Avner Bendheim, Co Founder and CEO, and Gabriel Bendheim, Co Founder, did not wake up one morning and decide to chase a trend. They spent decades leading signals intelligence and electronic warfare programs. They have seen what happens when legacy systems cannot keep up with low cost interference and fast shifting RF threats. They built Tenna Systems because the old way of fighting in the spectrum feels like bringing a typewriter to a cyber war.
Tenna Systems turns a blizzard of sensor data into a real time map of radio frequency domains. Avner Bendheim calls it AccuWeather for electronic warfare. That line sticks because it is simple. But the implications are not. Real time visibility. Precise geolocation of interference. No new hardware required. Leveraging existing emitters and receivers already in the field. Software as the force multiplier. In a contested electromagnetic environment, ground truth is everything. If you cannot see the spectrum, you are guessing.

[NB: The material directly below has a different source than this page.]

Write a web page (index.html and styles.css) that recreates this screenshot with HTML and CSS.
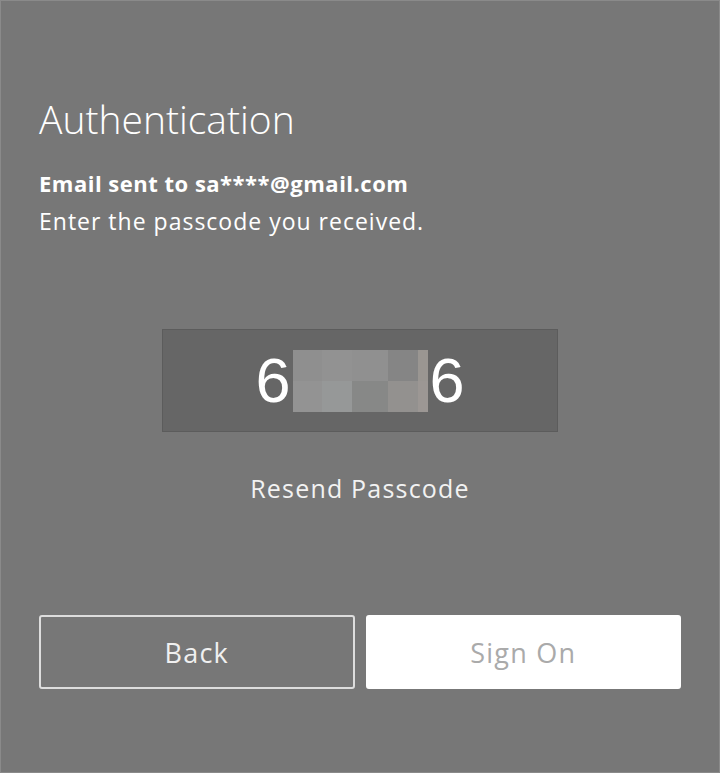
FILE: index.html
```html
<!DOCTYPE html>
<html>
<head>
<meta charset="utf-8">
<link rel="stylesheet" href="styles.css">
</head>
<body>
<div class="panel">
  <h1 class="title">Authentication</h1>
  <p class="sent">Email sent to sa****@gmail.com</p>
  <p class="hint">Enter the passcode you received.</p>
  <div class="code-wrap">
    <div class="code">
      <span class="digit">6</span>
      <div class="mask">
        <span class="c c1"></span><span class="c c2"></span><span class="c c3"></span><span class="c c4"></span><span class="c c5"></span>
        <span class="c c6"></span><span class="c c7"></span><span class="c c8"></span><span class="c c9"></span><span class="c c10"></span>
      </div>
      <span class="digit">6</span>
    </div>
  </div>
  <a class="resend">Resend Passcode</a>
  <div class="actions">
    <button class="btn btn-back">Back</button>
    <button class="btn btn-sign">Sign On</button>
  </div>
</div>
</body>
</html>
```
FILE: styles.css
```css
html, body {
  margin: 0;
  padding: 0;
  height: 100%;
}
body {
  background: #777;
  font-family: "Open Sans", "Liberation Sans", sans-serif;
  color: #fff;
}
.panel {
  box-sizing: border-box;
  height: 773px;
  border: 1px solid #8a8a8a;
  padding: 93px 38px 0 38px;
  display: flex;
  flex-direction: column;
}
.title {
  margin: 0;
  font-size: 39px;
  font-weight: 300;
  line-height: 50px;
  color: #fff;
}
.sent {
  margin: 25px 0 0;
  font-size: 22px;
  font-weight: 700;
  letter-spacing: 0.5px;
  line-height: 28px;
}
.hint {
  margin: 10px 0 0;
  font-size: 23px;
  font-weight: 400;
  letter-spacing: 1px;
  line-height: 28px;
}
.code-wrap {
  display: flex;
  justify-content: center;
  margin-top: 94px;
}
.code {
  width: 396px;
  height: 103px;
  box-sizing: border-box;
  background: #666;
  border: 1px solid #5c5c5c;
  display: flex;
  align-items: center;
  justify-content: center;
}
.digit {
  font-family: "Liberation Sans", sans-serif;
  font-size: 63px;
  line-height: 1;
  color: #fff;
}
.mask {
  width: 135px;
  height: 62px;
  margin: 0 2px;
  display: grid;
  grid-template-columns: 29px 30px 36px 30px 10px;
  grid-template-rows: 31px 31px;
}
.c1 { background: #8f8f8f; }
.c2 { background: #929292; }
.c3 { background: #909090; }
.c4 { background: #858585; }
.c5 { background: #9a9692; }
.c6 { background: #939393; }
.c7 { background: #969898; }
.c8 { background: #878887; }
.c9 { background: #93918f; }
.c10 { background: #9c9794; }
.resend {
  align-self: center;
  margin-top: 41px;
  font-size: 25px;
  letter-spacing: 1.2px;
  line-height: 30px;
  color: #f2f2f2;
}
.actions {
  display: flex;
  gap: 11px;
  margin-top: 112px;
}
.btn {
  flex: 1;
  height: 74px;
  border-radius: 3px;
  font-family: "Open Sans", "Liberation Sans", sans-serif;
  font-size: 27px;
  letter-spacing: 1.2px;
  cursor: pointer;
}
.btn-back {
  background: transparent;
  border: 2px solid #ddd;
  color: #f0f0f0;
}
.btn-sign {
  background: #fff;
  border: 2px solid #fff;
  color: #aaa;
}
```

Guessing is expensive.
The company is already engaged with the United States Army, the United States Air Force, and other federal defense agencies, with operational deployments alongside electronic warfare and SIGINT units in allied defense forces. That is not theory. That is field work. The kind that either works or it does not.
The $13.5M will accelerate expansion in the United States defense market, where Tenna Systems is partnering with government agencies and prime contractors to deliver spectrum intelligence at scale. They plan to more than double headcount in the next 12 months. When a defense tech company hires that fast, it means the demand signal is loud.
There is a bigger lesson here. The future of defense will not be won by piling on more hardware. It will be won by software that sees what others miss and adapts faster than the threat. Tenna Systems is betting that the spectrum is not just air. It is terrain.